We need narrative to make sense of the world. When two nations go to war, we see the conflict as between two separate institutions, not as a situation in which millions of lives each make their own separate decisions or even how those lives are made of billions of atoms each tumbling against each other. No, when it comes to such scopes beyond our own minds to contain, we use narratives, losing some of the information in the process but gaining the ability to hold that situation in our heads. 

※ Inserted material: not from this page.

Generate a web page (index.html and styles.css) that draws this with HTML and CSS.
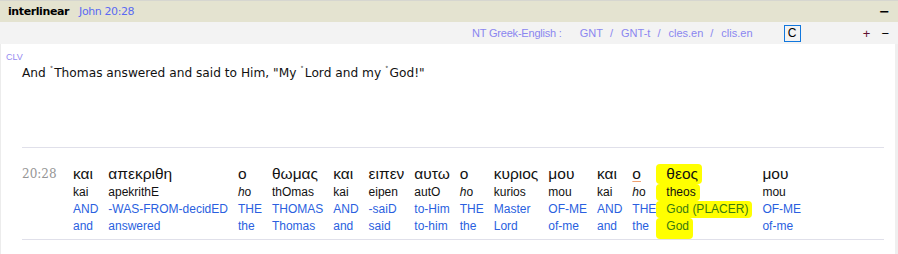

Likewise, we need games. In order to know what action I should best take in the moment, I have to whittle it down from the many possible actions that I can take, calculate which best to take, and then use the game I have created to predict how others might behave. In such a way I can update the state of the narrative in my head, and predict even further into the future.

Future Philosophy

I realize I might not always be the most eloquent speaker for my cause, but I really feel like there is something special in the bones of Guiding Fate, past all my inept attempts to convey it. I do hope that at least other parties can look through my efforts and get some idea for concepts I was going for.

However, I intend to write more about the ideas and concepts that lay behind the work and hopefully I can get them across through sheer effort if nothing else.